TASK DETAILS: From the entries below, count every line that contains the word "React". Please give the number and nothing else.

GIVEN INFORMATION:
--- Begin ---
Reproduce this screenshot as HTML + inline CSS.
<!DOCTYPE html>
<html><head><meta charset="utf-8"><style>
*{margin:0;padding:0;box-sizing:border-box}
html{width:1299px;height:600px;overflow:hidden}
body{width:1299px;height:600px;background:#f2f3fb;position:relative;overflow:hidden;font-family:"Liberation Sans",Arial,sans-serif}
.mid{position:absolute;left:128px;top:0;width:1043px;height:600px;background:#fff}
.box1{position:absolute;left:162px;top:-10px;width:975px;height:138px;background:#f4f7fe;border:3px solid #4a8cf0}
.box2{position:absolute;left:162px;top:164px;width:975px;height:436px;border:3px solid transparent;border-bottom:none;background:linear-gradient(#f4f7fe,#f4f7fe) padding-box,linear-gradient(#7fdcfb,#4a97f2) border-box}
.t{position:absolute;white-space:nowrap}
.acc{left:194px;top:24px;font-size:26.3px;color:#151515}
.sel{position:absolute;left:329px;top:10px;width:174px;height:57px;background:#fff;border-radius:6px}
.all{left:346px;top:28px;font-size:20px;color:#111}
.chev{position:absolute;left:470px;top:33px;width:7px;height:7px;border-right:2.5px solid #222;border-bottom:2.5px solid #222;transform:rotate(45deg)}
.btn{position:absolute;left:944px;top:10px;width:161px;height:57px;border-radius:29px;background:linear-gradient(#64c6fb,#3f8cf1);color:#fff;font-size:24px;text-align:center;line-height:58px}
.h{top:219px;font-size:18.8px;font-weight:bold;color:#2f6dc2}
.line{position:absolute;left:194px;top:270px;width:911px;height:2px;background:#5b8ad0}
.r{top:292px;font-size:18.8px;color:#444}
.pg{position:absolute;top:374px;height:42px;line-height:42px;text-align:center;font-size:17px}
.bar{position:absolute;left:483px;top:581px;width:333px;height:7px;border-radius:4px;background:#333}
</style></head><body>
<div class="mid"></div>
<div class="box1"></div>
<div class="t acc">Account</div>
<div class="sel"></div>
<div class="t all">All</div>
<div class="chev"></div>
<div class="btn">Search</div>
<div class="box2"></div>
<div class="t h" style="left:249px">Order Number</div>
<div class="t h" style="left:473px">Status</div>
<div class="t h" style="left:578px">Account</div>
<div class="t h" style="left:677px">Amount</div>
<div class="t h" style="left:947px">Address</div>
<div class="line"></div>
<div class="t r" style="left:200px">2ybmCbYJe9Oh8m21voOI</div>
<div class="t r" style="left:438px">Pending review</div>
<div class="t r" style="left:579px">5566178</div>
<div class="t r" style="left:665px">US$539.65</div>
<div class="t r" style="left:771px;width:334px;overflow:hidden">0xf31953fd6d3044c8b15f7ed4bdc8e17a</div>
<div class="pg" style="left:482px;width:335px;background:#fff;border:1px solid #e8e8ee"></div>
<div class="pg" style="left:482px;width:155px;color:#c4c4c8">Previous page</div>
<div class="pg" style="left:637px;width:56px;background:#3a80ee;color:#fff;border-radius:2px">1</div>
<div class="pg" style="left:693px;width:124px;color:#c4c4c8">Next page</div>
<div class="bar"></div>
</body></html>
--- End ---
--- Begin ---
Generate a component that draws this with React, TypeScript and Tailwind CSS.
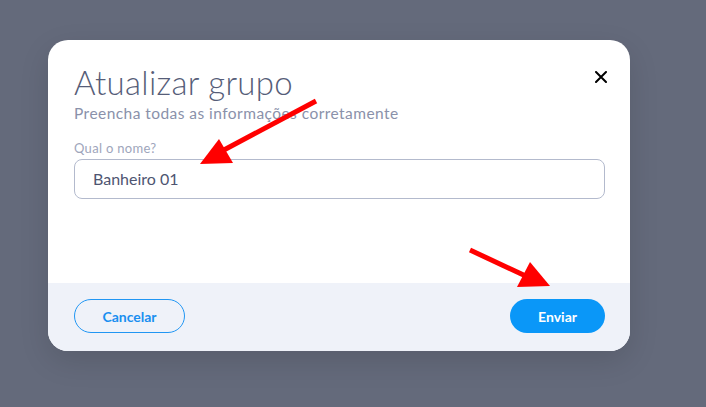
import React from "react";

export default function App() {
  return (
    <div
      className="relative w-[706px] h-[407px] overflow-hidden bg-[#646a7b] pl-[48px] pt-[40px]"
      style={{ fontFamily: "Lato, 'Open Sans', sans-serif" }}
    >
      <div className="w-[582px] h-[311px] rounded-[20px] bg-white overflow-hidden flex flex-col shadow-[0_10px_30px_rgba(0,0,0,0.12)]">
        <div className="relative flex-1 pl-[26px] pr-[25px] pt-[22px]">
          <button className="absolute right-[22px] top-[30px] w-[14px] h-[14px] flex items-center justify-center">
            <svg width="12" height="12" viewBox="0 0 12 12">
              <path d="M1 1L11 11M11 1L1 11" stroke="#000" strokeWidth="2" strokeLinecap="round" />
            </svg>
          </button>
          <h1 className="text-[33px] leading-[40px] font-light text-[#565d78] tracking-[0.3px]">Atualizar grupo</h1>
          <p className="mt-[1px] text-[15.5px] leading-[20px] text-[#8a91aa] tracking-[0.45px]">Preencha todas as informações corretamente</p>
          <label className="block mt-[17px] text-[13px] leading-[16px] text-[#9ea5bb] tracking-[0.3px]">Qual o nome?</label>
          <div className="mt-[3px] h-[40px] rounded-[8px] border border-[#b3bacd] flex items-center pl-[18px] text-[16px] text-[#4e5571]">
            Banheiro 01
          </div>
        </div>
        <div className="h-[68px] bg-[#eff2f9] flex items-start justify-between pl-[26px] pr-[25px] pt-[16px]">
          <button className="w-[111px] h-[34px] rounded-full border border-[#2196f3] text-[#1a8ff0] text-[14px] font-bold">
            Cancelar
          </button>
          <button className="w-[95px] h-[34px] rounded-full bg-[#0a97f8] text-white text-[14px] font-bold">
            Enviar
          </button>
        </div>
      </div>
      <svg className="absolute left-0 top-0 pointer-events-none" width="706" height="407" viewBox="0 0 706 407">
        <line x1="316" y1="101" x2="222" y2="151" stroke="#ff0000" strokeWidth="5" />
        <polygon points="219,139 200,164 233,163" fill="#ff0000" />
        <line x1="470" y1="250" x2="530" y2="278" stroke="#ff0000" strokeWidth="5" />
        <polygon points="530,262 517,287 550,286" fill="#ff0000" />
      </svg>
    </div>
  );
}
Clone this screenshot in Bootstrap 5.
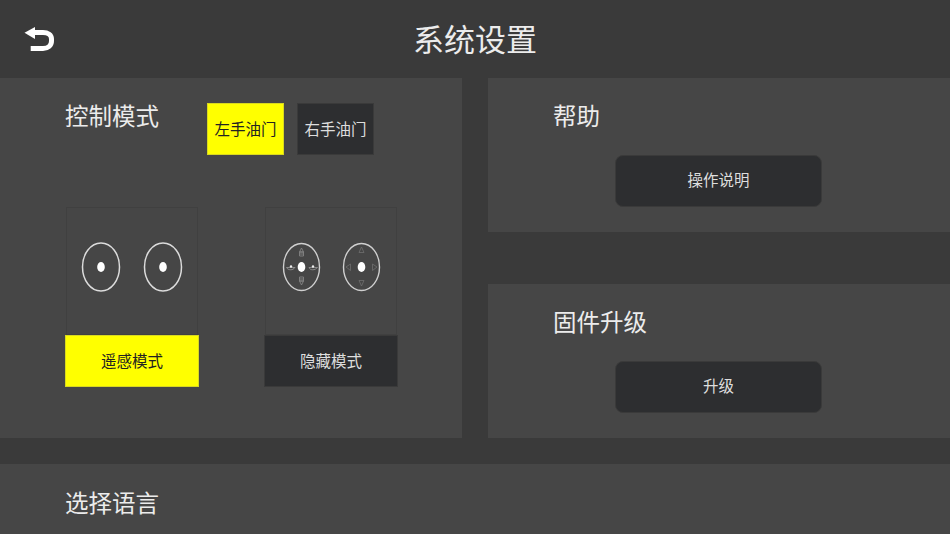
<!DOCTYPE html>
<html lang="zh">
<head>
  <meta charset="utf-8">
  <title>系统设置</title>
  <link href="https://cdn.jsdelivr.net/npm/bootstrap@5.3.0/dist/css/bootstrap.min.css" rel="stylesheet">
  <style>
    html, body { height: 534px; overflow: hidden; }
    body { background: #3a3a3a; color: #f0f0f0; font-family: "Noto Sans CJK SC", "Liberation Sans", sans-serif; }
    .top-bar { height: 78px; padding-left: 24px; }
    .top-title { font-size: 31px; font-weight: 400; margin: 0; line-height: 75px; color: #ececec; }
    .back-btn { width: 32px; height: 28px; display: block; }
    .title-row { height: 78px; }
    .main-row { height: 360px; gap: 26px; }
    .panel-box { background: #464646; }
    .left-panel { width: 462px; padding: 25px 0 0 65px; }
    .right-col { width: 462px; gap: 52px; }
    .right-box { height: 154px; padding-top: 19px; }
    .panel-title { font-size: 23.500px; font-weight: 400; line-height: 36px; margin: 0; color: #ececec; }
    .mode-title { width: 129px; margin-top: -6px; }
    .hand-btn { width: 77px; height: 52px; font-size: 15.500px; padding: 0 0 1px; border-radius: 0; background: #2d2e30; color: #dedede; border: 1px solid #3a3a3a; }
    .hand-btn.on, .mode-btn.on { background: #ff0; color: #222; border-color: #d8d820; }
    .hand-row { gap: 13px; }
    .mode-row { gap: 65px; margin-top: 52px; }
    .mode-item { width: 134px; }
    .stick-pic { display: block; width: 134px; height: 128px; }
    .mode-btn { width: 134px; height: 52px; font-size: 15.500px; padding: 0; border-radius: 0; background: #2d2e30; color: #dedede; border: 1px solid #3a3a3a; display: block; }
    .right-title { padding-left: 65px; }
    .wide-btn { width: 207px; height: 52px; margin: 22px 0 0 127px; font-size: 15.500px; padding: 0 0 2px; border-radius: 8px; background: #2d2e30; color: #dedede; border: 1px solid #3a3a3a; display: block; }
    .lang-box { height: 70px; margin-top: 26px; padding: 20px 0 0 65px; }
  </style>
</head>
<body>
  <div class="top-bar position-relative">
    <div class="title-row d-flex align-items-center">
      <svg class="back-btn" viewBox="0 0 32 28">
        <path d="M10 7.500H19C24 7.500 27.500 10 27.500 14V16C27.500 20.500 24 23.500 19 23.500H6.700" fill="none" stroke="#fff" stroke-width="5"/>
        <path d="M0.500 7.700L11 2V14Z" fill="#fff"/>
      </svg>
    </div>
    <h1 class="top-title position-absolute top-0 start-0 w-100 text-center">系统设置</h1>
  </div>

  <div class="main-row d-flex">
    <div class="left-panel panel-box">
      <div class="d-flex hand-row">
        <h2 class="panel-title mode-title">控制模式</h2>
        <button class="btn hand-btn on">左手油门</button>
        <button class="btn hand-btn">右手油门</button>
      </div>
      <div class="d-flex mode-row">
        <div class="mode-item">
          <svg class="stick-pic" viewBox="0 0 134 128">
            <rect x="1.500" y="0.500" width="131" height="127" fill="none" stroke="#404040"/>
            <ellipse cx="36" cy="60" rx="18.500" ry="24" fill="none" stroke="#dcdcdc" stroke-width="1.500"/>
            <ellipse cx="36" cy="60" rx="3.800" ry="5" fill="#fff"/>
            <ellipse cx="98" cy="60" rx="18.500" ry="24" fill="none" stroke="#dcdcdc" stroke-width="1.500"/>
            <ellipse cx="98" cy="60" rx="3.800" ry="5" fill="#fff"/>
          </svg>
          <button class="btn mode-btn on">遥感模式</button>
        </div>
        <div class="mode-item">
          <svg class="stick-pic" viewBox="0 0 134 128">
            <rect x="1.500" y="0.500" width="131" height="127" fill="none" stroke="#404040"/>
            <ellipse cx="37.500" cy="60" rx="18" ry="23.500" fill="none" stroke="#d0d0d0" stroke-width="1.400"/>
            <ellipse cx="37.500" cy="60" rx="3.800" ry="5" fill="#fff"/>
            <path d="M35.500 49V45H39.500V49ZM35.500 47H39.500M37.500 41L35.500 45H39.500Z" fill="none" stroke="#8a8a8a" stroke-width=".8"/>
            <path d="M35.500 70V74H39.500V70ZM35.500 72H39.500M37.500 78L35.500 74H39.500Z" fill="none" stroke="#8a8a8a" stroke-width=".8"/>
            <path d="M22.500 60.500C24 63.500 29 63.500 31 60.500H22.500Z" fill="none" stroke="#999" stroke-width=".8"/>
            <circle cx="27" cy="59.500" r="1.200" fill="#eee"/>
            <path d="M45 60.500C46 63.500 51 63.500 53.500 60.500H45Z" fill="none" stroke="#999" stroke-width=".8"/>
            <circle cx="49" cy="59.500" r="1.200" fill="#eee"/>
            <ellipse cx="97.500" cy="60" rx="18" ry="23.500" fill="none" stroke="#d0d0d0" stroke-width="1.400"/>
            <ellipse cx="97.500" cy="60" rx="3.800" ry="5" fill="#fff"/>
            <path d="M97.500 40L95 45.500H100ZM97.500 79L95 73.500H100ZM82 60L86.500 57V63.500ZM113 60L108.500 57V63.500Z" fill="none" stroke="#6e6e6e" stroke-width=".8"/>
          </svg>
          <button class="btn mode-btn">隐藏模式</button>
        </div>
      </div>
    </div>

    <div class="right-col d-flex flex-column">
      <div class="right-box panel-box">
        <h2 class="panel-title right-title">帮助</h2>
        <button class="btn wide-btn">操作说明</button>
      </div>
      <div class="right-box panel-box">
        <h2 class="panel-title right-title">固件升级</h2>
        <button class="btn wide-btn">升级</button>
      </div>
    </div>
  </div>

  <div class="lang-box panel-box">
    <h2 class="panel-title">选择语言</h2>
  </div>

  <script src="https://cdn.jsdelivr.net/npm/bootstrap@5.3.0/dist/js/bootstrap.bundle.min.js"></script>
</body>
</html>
--- End ---
TASK SOLUTION: 2